Observability#

LMCache multiprocess mode provides three complementary observability modes: metrics (Prometheus counters via OTel), logging (Python logging with optional OTel log forwarding), and tracing (OTel spans for per-request latency).

All three modes are powered by an internal EventBus that decouples producers (L1Manager, StorageManager, MPCacheEngine) from subscribers.

Quick Start#

By default, metrics and logging are enabled; tracing is disabled. No extra flags are needed:

python3 -m lmcache.v1.multiprocess.server \
    --l1-size-gb 100 --eviction-policy LRU

To enable tracing, supply an OTLP endpoint:

python3 -m lmcache.v1.multiprocess.server \
    --l1-size-gb 100 --eviction-policy LRU \
    --enable-tracing --otlp-endpoint http://localhost:4317

Configuration#

Argument

Default

Description

--disable-observability

off

Master switch: disable the EventBus entirely (no metrics, logging, or tracing subscribers are registered).

--disable-metrics

off

Skip metrics subscribers (Prometheus endpoint is not started).

--disable-logging

off

Skip logging subscribers.

--enable-tracing

off

Register tracing subscribers. Requires --otlp-endpoint.

--event-bus-queue-size

10000

Maximum events in the EventBus queue before tail-drop.

--otlp-endpoint

(none)

OTLP gRPC endpoint (e.g. http://localhost:4317). Used for exporting metrics (push mode) and traces.

--prometheus-port

9090

Port for the Prometheus /metrics HTTP endpoint.

Environment variables:

Variable

Default

Description

LMCACHE_LOG_LEVEL

INFO

Controls the log level for all LMCache loggers. Valid values: DEBUG, INFO, WARNING, ERROR, CRITICAL.

Metrics#

Metrics are collected via OpenTelemetry counters and exported through an in-process Prometheus /metrics HTTP endpoint (default port 9090). When --otlp-endpoint is set, metrics are also pushed to the OTel collector.
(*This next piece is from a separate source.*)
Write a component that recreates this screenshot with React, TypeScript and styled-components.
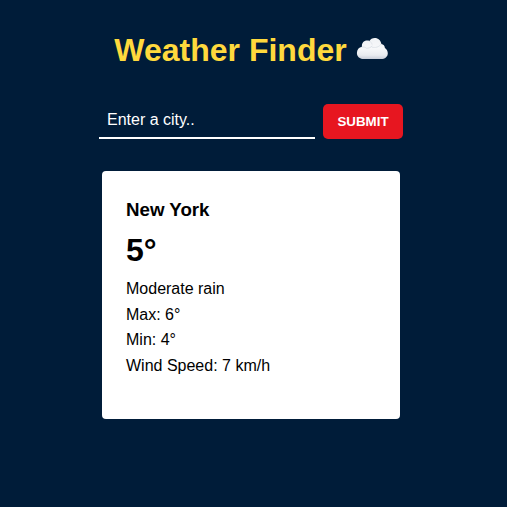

All metrics use the lmcache_mp. prefix (multiprocess). On Prometheus, dots are converted to underscores and counters get a _total suffix (e.g. lmcache_mp_l1_read_keys_total).

StorageManager Metrics#

Metric

Type

Description

lmcache_mp.sm_read_requests

Counter

Number of read (prefetch) requests received by the StorageManager.
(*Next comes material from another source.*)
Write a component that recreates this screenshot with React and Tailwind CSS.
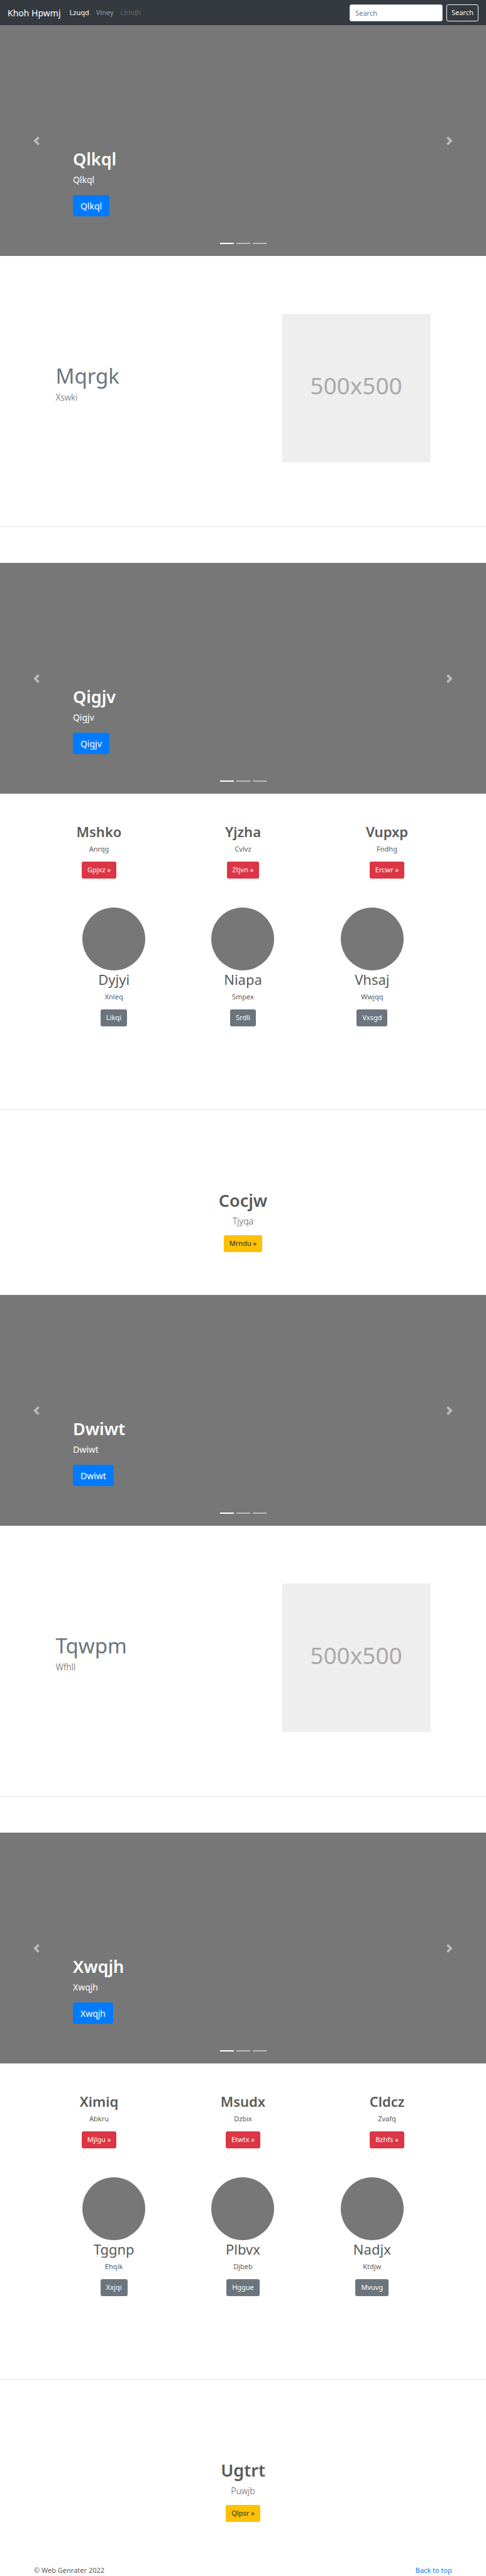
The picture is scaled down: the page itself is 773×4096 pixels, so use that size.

lmcache_mp.sm_read_succeed_keys

Counter

Number of keys successfully read from LMCache.

lmcache_mp.sm_read_failed_keys

Counter

Number of keys that failed to read.

lmcache_mp.sm_write_requests

Counter

Number of write (reserve) requests.

lmcache_mp.sm_write_succeed_keys

Counter

Number of keys successfully reserved for write.
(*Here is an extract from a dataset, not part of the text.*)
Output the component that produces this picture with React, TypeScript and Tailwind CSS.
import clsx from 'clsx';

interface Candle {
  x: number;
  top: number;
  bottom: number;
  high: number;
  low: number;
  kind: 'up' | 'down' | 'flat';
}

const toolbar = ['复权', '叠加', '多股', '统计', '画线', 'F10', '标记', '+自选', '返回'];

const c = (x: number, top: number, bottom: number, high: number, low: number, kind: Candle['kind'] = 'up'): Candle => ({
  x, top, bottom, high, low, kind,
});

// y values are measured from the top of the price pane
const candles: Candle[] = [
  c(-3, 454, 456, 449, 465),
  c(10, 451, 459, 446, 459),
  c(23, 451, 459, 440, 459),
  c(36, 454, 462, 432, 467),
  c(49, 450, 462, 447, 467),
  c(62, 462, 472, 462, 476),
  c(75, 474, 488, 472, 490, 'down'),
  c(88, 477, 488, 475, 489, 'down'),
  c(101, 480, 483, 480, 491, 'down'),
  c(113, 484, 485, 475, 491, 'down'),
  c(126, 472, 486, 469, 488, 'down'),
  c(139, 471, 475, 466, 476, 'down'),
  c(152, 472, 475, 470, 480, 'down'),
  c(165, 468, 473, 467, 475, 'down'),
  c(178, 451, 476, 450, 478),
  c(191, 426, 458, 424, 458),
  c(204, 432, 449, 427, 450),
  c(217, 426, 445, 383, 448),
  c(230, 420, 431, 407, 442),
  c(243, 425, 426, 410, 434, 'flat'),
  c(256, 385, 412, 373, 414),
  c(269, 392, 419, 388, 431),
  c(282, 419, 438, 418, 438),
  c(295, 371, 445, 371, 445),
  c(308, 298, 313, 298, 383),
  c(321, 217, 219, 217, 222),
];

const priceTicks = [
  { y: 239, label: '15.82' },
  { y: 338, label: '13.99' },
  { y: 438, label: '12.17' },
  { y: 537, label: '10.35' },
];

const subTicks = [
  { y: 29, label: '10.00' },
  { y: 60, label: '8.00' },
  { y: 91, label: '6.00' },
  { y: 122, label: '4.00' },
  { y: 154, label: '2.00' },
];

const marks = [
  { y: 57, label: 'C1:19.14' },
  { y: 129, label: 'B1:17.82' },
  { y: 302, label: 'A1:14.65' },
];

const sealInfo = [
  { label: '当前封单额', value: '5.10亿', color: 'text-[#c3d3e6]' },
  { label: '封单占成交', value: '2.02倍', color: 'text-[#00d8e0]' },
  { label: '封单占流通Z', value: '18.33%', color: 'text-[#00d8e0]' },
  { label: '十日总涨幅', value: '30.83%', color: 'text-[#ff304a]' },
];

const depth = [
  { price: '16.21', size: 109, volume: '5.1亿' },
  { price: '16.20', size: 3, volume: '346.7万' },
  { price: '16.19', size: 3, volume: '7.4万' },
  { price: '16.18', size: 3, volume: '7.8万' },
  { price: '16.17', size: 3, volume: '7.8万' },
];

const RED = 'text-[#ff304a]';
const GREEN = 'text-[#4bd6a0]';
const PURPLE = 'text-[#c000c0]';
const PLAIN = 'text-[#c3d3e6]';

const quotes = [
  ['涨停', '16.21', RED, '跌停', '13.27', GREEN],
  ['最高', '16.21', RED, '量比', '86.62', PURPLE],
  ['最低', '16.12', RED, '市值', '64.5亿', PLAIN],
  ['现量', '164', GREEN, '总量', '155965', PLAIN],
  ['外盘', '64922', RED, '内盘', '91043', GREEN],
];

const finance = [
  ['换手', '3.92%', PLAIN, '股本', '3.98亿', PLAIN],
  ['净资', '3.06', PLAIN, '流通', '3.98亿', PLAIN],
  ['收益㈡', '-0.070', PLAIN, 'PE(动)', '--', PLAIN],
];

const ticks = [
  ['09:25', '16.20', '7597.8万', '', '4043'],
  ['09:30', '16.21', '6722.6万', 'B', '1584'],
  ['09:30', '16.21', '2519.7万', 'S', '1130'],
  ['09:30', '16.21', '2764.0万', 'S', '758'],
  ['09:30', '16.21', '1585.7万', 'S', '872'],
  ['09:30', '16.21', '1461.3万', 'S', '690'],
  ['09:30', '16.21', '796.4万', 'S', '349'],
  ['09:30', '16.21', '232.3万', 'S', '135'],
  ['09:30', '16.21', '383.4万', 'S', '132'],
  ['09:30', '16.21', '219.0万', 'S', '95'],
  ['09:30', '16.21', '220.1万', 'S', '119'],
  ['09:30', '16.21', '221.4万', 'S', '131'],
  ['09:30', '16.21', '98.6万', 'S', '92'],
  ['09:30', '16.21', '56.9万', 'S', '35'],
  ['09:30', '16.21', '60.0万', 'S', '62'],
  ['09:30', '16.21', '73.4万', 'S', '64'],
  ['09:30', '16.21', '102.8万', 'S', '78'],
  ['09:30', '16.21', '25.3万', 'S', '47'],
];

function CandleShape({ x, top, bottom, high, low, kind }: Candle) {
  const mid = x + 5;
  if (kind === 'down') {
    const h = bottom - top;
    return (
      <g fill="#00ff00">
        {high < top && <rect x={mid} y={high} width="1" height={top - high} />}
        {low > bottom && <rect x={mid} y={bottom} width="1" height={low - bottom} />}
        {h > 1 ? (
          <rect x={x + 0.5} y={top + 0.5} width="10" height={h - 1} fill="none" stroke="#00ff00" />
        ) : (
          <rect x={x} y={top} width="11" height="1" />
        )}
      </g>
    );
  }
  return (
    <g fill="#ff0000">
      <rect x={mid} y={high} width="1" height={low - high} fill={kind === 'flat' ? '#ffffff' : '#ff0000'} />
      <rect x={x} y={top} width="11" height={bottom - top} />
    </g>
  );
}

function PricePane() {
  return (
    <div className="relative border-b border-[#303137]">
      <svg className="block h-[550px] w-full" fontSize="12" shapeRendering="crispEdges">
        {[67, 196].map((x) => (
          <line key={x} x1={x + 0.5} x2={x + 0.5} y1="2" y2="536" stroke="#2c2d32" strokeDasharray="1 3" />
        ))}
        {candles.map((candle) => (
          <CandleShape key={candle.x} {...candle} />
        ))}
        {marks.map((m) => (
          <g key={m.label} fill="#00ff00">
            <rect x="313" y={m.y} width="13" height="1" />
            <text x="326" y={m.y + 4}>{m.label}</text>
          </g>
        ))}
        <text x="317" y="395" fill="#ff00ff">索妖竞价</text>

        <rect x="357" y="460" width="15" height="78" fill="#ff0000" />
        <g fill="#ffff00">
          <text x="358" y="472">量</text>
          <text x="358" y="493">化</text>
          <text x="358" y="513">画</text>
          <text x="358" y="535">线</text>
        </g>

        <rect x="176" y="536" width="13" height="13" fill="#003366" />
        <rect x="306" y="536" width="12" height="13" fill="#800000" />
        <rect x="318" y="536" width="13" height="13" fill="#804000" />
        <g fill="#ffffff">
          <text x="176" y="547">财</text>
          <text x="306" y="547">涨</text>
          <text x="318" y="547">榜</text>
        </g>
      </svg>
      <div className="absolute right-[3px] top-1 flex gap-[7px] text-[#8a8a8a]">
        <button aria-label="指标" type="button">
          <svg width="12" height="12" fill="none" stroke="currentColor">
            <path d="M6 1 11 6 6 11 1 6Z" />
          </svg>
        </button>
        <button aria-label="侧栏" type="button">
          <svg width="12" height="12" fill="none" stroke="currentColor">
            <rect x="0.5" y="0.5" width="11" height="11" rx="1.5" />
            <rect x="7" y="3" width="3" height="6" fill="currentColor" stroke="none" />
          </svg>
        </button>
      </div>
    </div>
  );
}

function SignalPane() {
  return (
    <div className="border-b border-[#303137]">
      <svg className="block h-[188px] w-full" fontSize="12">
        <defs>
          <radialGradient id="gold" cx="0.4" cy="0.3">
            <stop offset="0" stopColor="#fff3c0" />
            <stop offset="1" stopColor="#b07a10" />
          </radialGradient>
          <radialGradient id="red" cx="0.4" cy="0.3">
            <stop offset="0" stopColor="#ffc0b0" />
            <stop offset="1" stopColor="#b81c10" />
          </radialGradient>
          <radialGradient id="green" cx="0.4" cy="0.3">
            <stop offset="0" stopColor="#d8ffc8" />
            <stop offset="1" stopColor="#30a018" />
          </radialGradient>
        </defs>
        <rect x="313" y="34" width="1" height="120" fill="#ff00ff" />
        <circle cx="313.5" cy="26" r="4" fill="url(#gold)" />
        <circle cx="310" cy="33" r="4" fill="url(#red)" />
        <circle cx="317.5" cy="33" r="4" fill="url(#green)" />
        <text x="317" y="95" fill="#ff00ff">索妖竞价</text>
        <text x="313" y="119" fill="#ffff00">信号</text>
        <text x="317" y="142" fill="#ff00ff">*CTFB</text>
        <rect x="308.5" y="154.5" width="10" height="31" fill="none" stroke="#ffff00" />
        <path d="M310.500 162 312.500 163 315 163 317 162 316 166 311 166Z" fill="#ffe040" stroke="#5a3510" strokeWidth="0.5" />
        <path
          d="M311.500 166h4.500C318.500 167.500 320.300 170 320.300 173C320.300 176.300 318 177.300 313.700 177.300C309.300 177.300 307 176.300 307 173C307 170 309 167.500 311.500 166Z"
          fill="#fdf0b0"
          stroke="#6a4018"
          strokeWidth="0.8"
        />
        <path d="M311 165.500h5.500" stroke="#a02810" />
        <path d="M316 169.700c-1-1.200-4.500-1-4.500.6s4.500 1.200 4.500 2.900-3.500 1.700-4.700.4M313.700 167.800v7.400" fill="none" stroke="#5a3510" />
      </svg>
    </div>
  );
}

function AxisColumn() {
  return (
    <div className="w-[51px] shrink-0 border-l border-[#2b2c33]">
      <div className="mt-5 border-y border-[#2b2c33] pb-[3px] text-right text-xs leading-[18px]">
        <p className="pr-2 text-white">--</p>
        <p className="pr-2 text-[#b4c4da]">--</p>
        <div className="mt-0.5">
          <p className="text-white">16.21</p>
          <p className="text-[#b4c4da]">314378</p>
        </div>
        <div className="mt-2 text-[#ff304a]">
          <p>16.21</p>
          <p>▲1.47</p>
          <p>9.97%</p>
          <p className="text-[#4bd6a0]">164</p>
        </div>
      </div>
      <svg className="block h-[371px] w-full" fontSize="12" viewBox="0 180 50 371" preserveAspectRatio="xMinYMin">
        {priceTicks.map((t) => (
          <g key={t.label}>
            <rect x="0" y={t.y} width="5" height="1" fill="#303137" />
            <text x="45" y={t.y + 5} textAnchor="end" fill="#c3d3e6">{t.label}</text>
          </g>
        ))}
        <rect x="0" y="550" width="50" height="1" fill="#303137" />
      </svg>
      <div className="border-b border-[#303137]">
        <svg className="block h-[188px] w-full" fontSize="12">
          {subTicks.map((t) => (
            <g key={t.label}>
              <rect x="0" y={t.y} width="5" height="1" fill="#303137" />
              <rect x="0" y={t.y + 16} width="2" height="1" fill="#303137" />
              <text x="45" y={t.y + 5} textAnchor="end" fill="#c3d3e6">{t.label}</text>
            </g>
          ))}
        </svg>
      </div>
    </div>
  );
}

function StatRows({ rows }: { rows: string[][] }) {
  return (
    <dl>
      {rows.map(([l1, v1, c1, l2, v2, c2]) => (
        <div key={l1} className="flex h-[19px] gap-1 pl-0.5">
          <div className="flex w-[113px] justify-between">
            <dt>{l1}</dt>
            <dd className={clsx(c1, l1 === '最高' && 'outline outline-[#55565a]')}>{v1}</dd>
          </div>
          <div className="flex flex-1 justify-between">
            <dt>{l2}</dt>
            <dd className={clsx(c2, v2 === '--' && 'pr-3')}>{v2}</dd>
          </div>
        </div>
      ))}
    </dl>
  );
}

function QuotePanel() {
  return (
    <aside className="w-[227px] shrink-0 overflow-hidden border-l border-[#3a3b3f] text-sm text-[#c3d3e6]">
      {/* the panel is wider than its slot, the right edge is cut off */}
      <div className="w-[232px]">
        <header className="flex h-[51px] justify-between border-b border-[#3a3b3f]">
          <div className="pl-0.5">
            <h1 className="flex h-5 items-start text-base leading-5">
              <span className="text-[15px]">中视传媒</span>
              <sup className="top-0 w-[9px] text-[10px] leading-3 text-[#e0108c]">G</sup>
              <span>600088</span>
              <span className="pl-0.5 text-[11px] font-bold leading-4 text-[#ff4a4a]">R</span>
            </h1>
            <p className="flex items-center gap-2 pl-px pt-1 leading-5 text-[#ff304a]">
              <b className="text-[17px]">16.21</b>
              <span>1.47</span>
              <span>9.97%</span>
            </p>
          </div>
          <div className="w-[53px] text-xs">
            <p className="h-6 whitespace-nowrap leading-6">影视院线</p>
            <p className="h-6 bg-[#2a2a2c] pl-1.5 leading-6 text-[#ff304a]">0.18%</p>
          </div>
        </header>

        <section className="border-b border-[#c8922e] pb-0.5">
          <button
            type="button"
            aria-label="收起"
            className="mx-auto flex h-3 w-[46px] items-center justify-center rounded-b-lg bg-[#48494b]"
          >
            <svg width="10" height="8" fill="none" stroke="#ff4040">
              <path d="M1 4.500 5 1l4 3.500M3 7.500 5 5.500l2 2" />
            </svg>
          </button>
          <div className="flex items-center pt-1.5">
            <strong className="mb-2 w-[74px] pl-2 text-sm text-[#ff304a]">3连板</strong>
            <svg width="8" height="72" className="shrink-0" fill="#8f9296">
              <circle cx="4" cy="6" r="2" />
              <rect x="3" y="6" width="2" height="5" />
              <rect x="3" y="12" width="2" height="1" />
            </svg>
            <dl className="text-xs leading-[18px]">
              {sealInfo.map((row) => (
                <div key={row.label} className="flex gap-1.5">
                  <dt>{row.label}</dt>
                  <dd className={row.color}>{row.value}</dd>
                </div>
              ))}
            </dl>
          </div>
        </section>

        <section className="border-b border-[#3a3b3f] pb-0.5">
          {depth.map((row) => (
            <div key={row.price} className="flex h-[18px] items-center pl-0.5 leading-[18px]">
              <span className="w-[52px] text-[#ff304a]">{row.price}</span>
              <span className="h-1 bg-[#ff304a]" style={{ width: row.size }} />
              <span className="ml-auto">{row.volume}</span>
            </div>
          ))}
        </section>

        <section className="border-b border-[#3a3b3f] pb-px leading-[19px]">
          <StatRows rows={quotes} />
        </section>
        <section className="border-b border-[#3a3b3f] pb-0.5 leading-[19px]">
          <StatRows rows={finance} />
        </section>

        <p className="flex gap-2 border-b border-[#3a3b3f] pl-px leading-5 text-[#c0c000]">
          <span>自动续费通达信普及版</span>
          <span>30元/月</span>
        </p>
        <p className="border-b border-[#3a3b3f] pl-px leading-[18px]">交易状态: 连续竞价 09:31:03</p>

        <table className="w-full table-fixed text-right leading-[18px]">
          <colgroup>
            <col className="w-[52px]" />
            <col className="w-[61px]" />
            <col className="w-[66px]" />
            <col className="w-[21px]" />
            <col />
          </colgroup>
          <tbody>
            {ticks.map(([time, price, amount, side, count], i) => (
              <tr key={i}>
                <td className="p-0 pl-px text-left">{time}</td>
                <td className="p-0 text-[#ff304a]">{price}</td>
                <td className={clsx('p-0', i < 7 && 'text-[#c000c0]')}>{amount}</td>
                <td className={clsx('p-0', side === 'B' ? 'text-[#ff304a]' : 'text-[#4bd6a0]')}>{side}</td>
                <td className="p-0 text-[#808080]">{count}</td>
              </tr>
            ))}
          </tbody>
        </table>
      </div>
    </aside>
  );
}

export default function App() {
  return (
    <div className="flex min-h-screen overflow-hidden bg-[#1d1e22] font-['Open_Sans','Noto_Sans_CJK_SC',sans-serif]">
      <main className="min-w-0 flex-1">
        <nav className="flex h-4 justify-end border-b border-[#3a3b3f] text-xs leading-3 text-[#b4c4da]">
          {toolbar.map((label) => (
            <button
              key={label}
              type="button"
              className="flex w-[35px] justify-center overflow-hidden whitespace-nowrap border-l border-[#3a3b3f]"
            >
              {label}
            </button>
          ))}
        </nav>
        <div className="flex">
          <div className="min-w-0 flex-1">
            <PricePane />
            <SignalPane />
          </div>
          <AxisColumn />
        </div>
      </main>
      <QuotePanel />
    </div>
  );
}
lmcache_mp.sm_write_failed_keys

Counter

Number of keys that failed to reserve (OOM, write conflict).

L1 Metrics#

Metric

Type

Description

lmcache_mp.l1_read_keys

Counter

Number of keys read from L1.

lmcache_mp.l1_write_keys

Counter

Number of keys written to L1.

lmcache_mp.l1_evicted_keys

Counter

Number of keys evicted by the EvictionController.

Prometheus Scrape Configuration#

Add the LMCache server as a Prometheus scrape target:

scrape_configs:
  - job_name: "lmcache-mp"
    static_configs:
      - targets: ["<lmcache-host>:9090"]

Logging#

Logging subscribers emit debug-level messages for store, retrieve, lookup, L1, and StorageManager events via Python’s standard logging module.

When OpenTelemetry is installed, init_logger automatically attaches an OTel LoggingHandler so that log records are forwarded to any configured OTel LoggerProvider. The handler respects the LMCACHE_LOG_LEVEL environment variable.

LMCACHE_LOG_LEVEL=DEBUG lmcache server ...

Key log messages:

Level

Message

INFO

Stored N tokens in X seconds

INFO

Retrieved N tokens in X seconds

INFO

Prefetch request completed (L1+L2): N/M prefix hits

DEBUG

MP store start: session=... device=...

DEBUG

MP retrieve end: session=... retrieved_count=...

Tracing#

Note

--enable-tracing requires --otlp-endpoint to be set. The server will refuse to start if tracing is enabled without an OTLP endpoint, since there is no local fallback for trace export.

When tracing is enabled (--enable-tracing --otlp-endpoint <URL>), the tracing subscriber creates OTel spans from START/END event pairs:

  • mp.store — from MP_STORE_START to MP_STORE_END

  • mp.retrieve — from MP_RETRIEVE_START to MP_RETRIEVE_END

  • mp.lookup_prefetch — from MP_LOOKUP_PREFETCH_START to MP_LOOKUP_PREFETCH_END

Each span carries event metadata as span attributes (e.g. device, stored_count, found_count).

View traces in any OTel-compatible backend such as Jaeger or Grafana Tempo.

# Start Jaeger all-in-one (OTLP gRPC on 4317)
docker run -d --name jaeger \
    -p 16686:16686 -p 4317:4317 \
    jaegertracing/all-in-one:latest

# Start LMCache with tracing
python3 -m lmcache.v1.multiprocess.server \
    --l1-size-gb 100 --eviction-policy LRU \
    --enable-tracing --otlp-endpoint http://localhost:4317